To help BC with its disaster response and recovery, as well as improve its resilience, the federal government is providing the province an advance $870 million payment.
The new funding – a portion of the $5 billion in total support that the federal government had earmarked – is being provided under the Disaster Financial Assistance Arrangements program.
“The partnerships that have been built and now exist, and the funding we are delivering, all are going to make a significant difference to make our communities stronger tomorrow and into the future,” said federal public safety minister Bill Blair in announcing the funding earlier this week during a joint BC-federal ministers’ committee on disaster response and climate resilience.
The joint committee, which included First Nation representatives, was created last year following the various flooding and wildfire incidents which struck BC, destroying homes, roads, and bridges. In total, the disasters also forced the evacuation of some 46,000 BC residents last year.

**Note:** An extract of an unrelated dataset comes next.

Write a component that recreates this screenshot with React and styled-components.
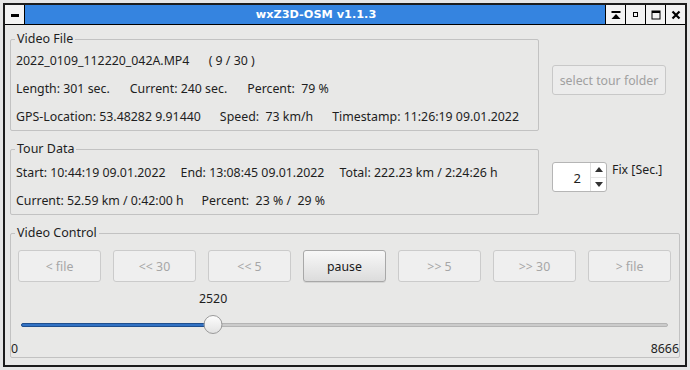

BC public safety minister and committee co-chair Mike Farnworth explained that the funding will be used to rebuild damaged public and private infrastructure, which includes road and flood works in both cities and highways in the province.
The Disaster Financial Assistance Arrangements program allows 15% of the funding to be used to improve disaster resilience beyond what had already been built. Blair told Postmedia that the 15% build-back-better allowance had yet to be requested but additionally commented that it would make sense for infrastructure that is being rebuilt to upgrade their capacity to handle worse disasters.
The federal minister also said that he hopes the collaboration established by the committee would continue.
“It really requires us to start thinking about making smarter investments in community resiliency and not just every year or every few years go back and expend an increasingly difficult and challenging amount of money to keep rebuilding these things,” said Blair.